清明前后南归请了假,回到老家给父母扫墓,半个月前的那场风波虽然已经过去了,但是她还是郁结在心,她在闻家本来就是一个寄居者一个借住的,要不是闻爷爷,她怕是就被扫地出门了。
终归不是自己的家啊,可是转头一想,自己也是有家的,可如今也是有家不能回?
山上雾气缭绕,草长莺飞,绵绵细雨润湿了她的头发,看着墓碑,十一年了,爸爸走了十一年了。
顶着纱笼般的细雨,踏着泥泞山路,南归又一次想回家看看。
她不受控制的悄悄地跑到老房子,在拐角处扒着偷偷看着,旁边的房子已经拆了,只剩下她家的老房子,这次大门上没有挂锁,半开着,她在细雨中等了一下午也没有人从里面有出来,雨越下越大,最后她失望回了北城。
期末考试结束,再开学她就是高三了,她一定要好好学习,学习是她目前唯一能想到的最好的出路。
她的想法很简单,考个好学校才能有机会找到份好工作,有个好工作才能赚到钱,赚到钱才能还闻家这么多年在她身上的花费。
不管闻家要不要,她都要还,她始终相信欠人太多,终究有一天会找回来的,她怕那时她承担不起。
这天纪律纠察组组长朗希发给她照片,游一名他们这群败家的纨绔又不知道去哪里浪了,游一洺朋友圈发的照片,调侃闻予和黎悦脱离大部队去开房了,发的两人搂抱搀扶着的背影照,之后秒删,还好被她手急眼快的截图下来。

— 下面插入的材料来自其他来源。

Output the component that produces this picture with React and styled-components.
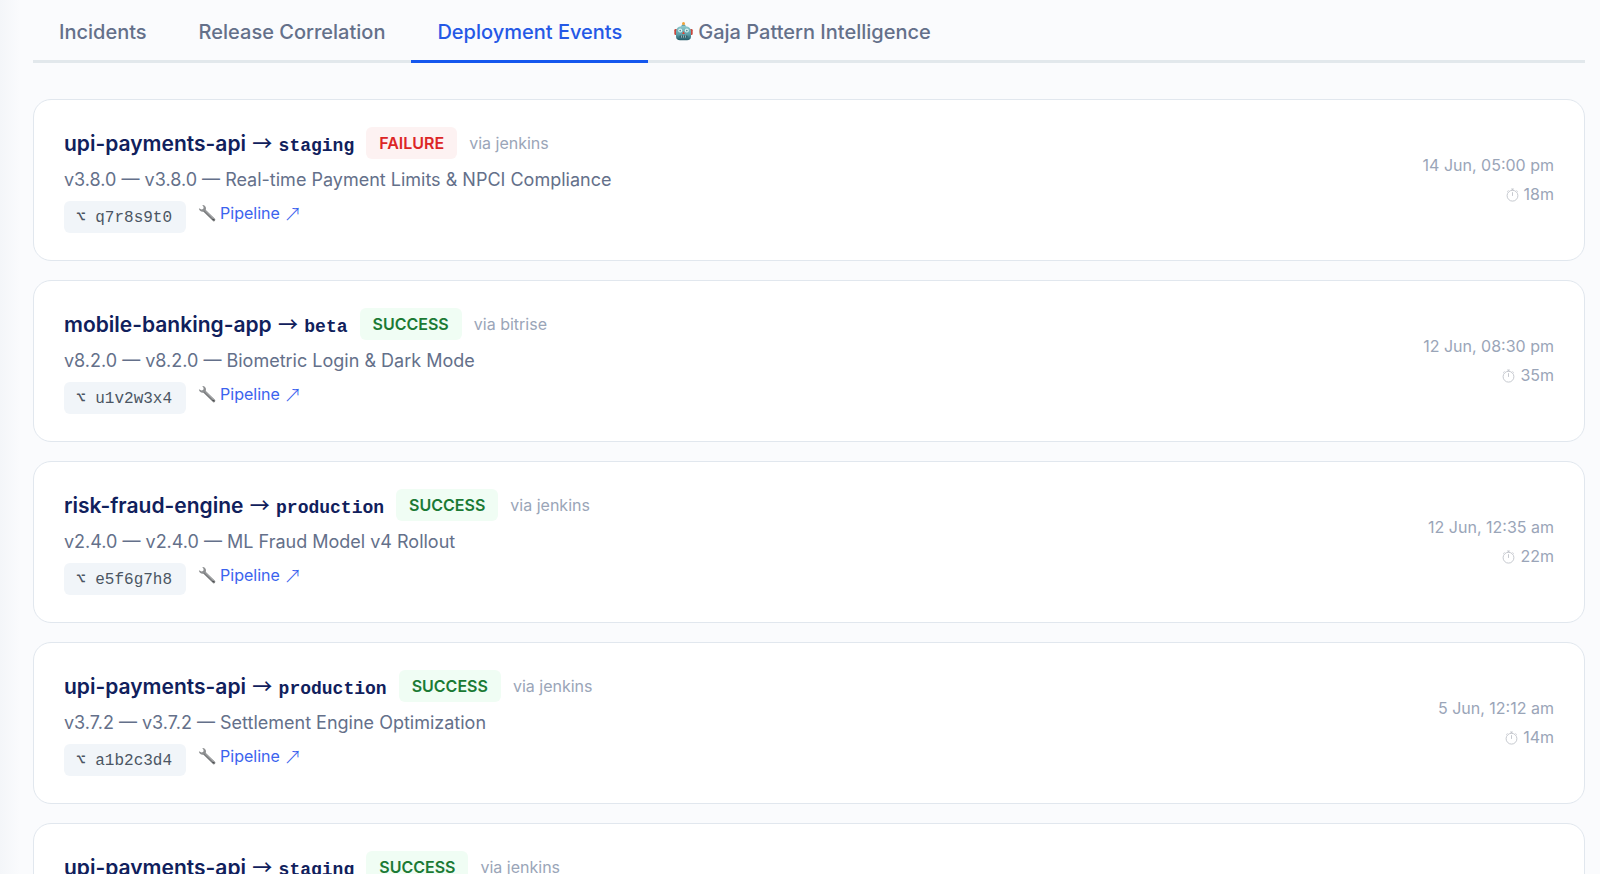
import React, { useState } from "react";
import styled, { createGlobalStyle } from "styled-components";

const SANS = `Inter, "Liberation Sans", sans-serif`;
const MONO = `"Liberation Mono", "DejaVu Sans Mono", monospace`;
const ARROWS = `"Noto Sans CJK JP", sans-serif`;

const GlobalStyle = createGlobalStyle`
  *, *::before, *::after {
    box-sizing: border-box;
  }

  body {
    margin: 0;
    background: linear-gradient(90deg, #f4f6f9 0, #fafbfd 20px) #fafbfd;
    font-family: ${SANS};
  }
`;

/* ---------- Page and tabs ---------- */

const Page = styled.main`
  padding: 0 15px 0 33px;
  height: 100vh;
  overflow: hidden;
`;

const TabBar = styled.nav`
  display: flex;
  border-bottom: 3px solid #e2e8ec;
  margin-bottom: 36px;
`;

const Tab = styled.button`
  display: flex;
  align-items: center;
  gap: 5px;
  height: 63px;
  margin-bottom: -3px;
  padding: 4px 26px 0;
  border: 0;
  border-bottom: 3px solid ${(p) => (p.$active ? "#1557ee" : "transparent")};
  background: none;
  color: ${(p) => (p.$active ? "#2458e6" : "#64708a")};
  font: 500 20px/28px ${SANS};
  cursor: pointer;
`;

/* ---------- Event cards ---------- */

const EventList = styled.section`
  display: flex;
  flex-direction: column;
  gap: 19px;
`;

const Card = styled.article`
  display: flex;
  align-items: center;
  justify-content: space-between;
  padding: 27px 30px;
  border: 1px solid #e1e7ee;
  border-radius: 18px;
  background: #fff;
`;

const Details = styled.div`
  display: flex;
  flex-direction: column;
`;

const Heading = styled.div`
  display: flex;
  align-items: flex-start;
  gap: 12px;
`;

const Title = styled.h2`
  margin: 0;
  color: #10205c;
  font: 600 21px/34px ${SANS};
`;

const Arrow = styled.span`
  margin: 0 1px;
  font: 500 20px/24px ${ARROWS};
`;

const Environment = styled.code`
  font: 600 18px/24px ${MONO};
`;

const Badge = styled.span`
  padding: 4px 13px;
  border-radius: 6px;
  background: ${(p) => (p.$failed ? "#fdf2f2" : "#f0fdf4")};
  color: ${(p) => (p.$failed ? "#dc2626" : "#1b7a34")};
  font-size: 16px;
  font-weight: 600;
  line-height: 24px;
`;

const Muted = styled.span`
  color: #9aa5b8;
  font-size: 16px;
  line-height: 29px;
`;

const Source = styled(Muted)`
  line-height: 32px;
`;

const Summary = styled.p`
  margin: 3px 0 6px;
  color: #64708a;
  font-size: 18px;
  line-height: 31px;
`;

const Meta = styled.div`
  display: flex;
  align-items: flex-start;
  gap: 12px;
`;

const Commit = styled.code`
  padding: 5px 14px 3px 12px;
  border-radius: 6px;
  background: #f1f5f9;
  color: #4b5563;
  font: 16px/24px ${MONO};
`;

const PipelineLink = styled.a`
  display: flex;
  align-items: center;
  gap: 4px;
  color: #3b63ee;
  font-size: 16px;
  line-height: 24px;
  text-decoration: none;
`;

const OutArrow = styled.span`
  font: 300 18px/24px ${ARROWS};
`;

const Timing = styled.div`
  display: flex;
  flex-direction: column;
  align-items: flex-end;
`;

const Duration = styled(Muted)`
  display: flex;
  align-items: center;
  gap: 5px;
`;

/* ---------- Icons ---------- */

const RobotIcon = () => (
  <svg width="19" height="20" viewBox="0 0 19 20" aria-hidden="true">
    <defs>
      <linearGradient id="robotFace" x1="0" y1="0" x2="0" y2="1">
        <stop offset="0" stopColor="#8fc9cc" />
        <stop offset="0.6" stopColor="#5c9ea8" />
        <stop offset="1" stopColor="#215765" />
      </linearGradient>
    </defs>
    <rect x="0.3" y="7" width="3" height="6" rx="1.2" fill="#c9483d" />
    <rect x="15.7" y="7" width="3" height="6" rx="1.2" fill="#c9483d" />
    <path d="M8 2.500H11L12 5H7Z" fill="#64a3ad" />
    <circle cx="9.5" cy="1.6" r="1.5" fill="#f2a33a" />
    <path
      d="M9.5 4C14.500 4 17 6 17 10V14.500C17 17 15.500 18.300 13 18.300H6C3.500 18.300 2 17 2 14.500V10C2 6 4.500 4 9.500 4Z"
      fill="url(#robotFace)"
    />
    <circle cx="6.2" cy="8.6" r="2" fill="#d8f4f5" />
    <circle cx="12.8" cy="8.6" r="2" fill="#d8f4f5" />
    <circle cx="6.2" cy="8.6" r="0.9" fill="#5b8f99" />
    <circle cx="12.8" cy="8.6" r="0.9" fill="#5b8f99" />
    <path d="M9.5 9.2L11 12H8Z" fill="#d9483b" />
    <rect x="5.5" y="13.5" width="8" height="2.2" rx="1" fill="#355f6a" />
    <path d="M7.5 13.500V15.700M9.500 13.500V15.700M11.500 13.500V15.700" stroke="#b9d6d8" strokeWidth="0.7" />
  </svg>
);

const WrenchIcon = () => (
  <svg width="18" height="18" viewBox="0 0 18 18" aria-hidden="true">
    <path d="M6 6.2L15.800 15.800" stroke="#77797b" strokeWidth="3" strokeLinecap="round" />
    <path d="M6.5 6L15.800 15" stroke="#b4b6b8" strokeWidth="1" strokeLinecap="round" />
    <path
      d="M4.3 1.100C6.200 0.800 7.900 2.300 8 4.300C8 6.300 6.600 7.700 4.700 7.700C2.700 7.700 1 6.200 0.900 4.200L3.600 5.600L5.400 4.900L5.600 3.100Z"
      fill="#8d8f91"
    />
    <circle cx="15.2" cy="15.4" r="0.7" fill="#3e4042" />
  </svg>
);

const StopwatchIcon = () => (
  <svg width="13" height="14" viewBox="0 0 13 14" fill="none" stroke="#bfc3ca" strokeWidth="0.9" aria-hidden="true">
    <circle cx="6.5" cy="7.7" r="5.4" />
    <path d="M6.5 4.200V7.900M5.200 1H7.800M6.500 1V2.300M10.500 2.500L11.700 3.600M2.500 2.500L1.300 3.600" />
  </svg>
);

/* ---------- Data ---------- */

const TABS = ["Incidents", "Release Correlation", "Deployment Events", "Gaja Pattern Intelligence"];

const EVENTS = [
  {
    service: "upi-payments-api",
    env: "staging",
    status: "FAILURE",
    via: "jenkins",
    version: "v3.8.0",
    name: "Real-time Payment Limits & NPCI Compliance",
    commit: "q7r8s9t0",
    time: "14 Jun, 05:00 pm",
    duration: "18m",
  },
  {
    service: "mobile-banking-app",
    env: "beta",
    status: "SUCCESS",
    via: "bitrise",
    version: "v8.2.0",
    name: "Biometric Login & Dark Mode",
    commit: "u1v2w3x4",
    time: "12 Jun, 08:30 pm",
    duration: "35m",
  },
  {
    service: "risk-fraud-engine",
    env: "production",
    status: "SUCCESS",
    via: "jenkins",
    version: "v2.4.0",
    name: "ML Fraud Model v4 Rollout",
    commit: "e5f6g7h8",
    time: "12 Jun, 12:35 am",
    duration: "22m",
  },
  {
    service: "upi-payments-api",
    env: "production",
    status: "SUCCESS",
    via: "jenkins",
    version: "v3.7.2",
    name: "Settlement Engine Optimization",
    commit: "a1b2c3d4",
    time: "5 Jun, 12:12 am",
    duration: "14m",
  },
  // only the heading row of this one is above the fold
  {
    service: "upi-payments-api",
    env: "staging",
    status: "SUCCESS",
    via: "jenkins",
  },
];

function EventCard({ event }) {
  return (
    <Card>
      <Details>
        <Heading>
          <Title>
            {event.service} <Arrow>→</Arrow> <Environment>{event.env}</Environment>
          </Title>
          <Badge $failed={event.status === "FAILURE"}>{event.status}</Badge>
          <Source>via {event.via}</Source>
        </Heading>
        {event.version && (
          <Summary>
            {event.version} — {event.version} — {event.name}
          </Summary>
        )}
        {event.commit && (
          <Meta>
            <Commit>⌥ {event.commit}</Commit>
            <PipelineLink href="#pipeline">
              <WrenchIcon />
              Pipeline <OutArrow>↗</OutArrow>
            </PipelineLink>
          </Meta>
        )}
      </Details>
      {event.time && (
        <Timing>
          <Muted as="time">{event.time}</Muted>
          <Duration>
            <StopwatchIcon />
            {event.duration}
          </Duration>
        </Timing>
      )}
    </Card>
  );
}

export default function App() {
  const [active, setActive] = useState("Deployment Events");

  return (
    <>
      <GlobalStyle />
      <Page>
        <TabBar>
          {TABS.map((label) => (
            <Tab key={label} type="button" $active={label === active} onClick={() => setActive(label)}>
              {label.startsWith("Gaja") && <RobotIcon />}
              {label}
            </Tab>
          ))}
        </TabBar>
        <EventList>
          {EVENTS.map((event, i) => (
            <EventCard key={i} event={event} />
          ))}
        </EventList>
      </Page>
    </>
  );
}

朗希不知道她跟闻予闹崩了,还一面骂闻予不干净了一面让南归回头是岸。
南归脑子空空之后,又是一阵恶寒。
这时她才知道原来自己是有点洁癖的,自己曾经狂热恋慕过的那轮明月,可能之前在脑子中描摹的皎皎明月太过美好且高不可攀,如今跌落凡尘,融入到世俗里面,现在细想来竟然莫名有点恶心。
还是被黎悦那种人沾染,她内心一片膈应。
也不过如此。
她甚至天马行空的猜想到闻予和黎悦是不是给她来了一手仙人跳,可是为什么呢?她又不是小说里面来抢家产的,这么害她逼迫她有什么好处么?
时间是最好的警世大锤,锤的她脑瓜子嗡嗡,仿佛警钟长鸣,提醒着莫走回头路。
暑假匆匆而过,整个假期南归奔波与各种补习班之间,偶尔浇浇花,遛遛弯,写写字,她觉得她提前过上了闻爷爷梦寐以求的退休的生活。
有时遛弯时偶尔能遇到熟人,不对盘的就无视,没纠纷的就相互颔首打个招呼,她还跟朗寻成了棋友,两人没事就在亭子里面下棋打发时间,有时围棋,有时象棋,她也是系统学过钻研过的,所以跟他五五开,他还总夸她琴棋书画样样精通。
南归承认好话谁都爱听,可是你这太夸张了,没有信服感的恭维听起来是没有多少幸福感的,她可不会绘画啊。
高三上学期朗希跟她的成绩均稳中有升,二人对明年的高考皆是信心满满。
冬日下了第一场雪,南归的18岁生日要来了。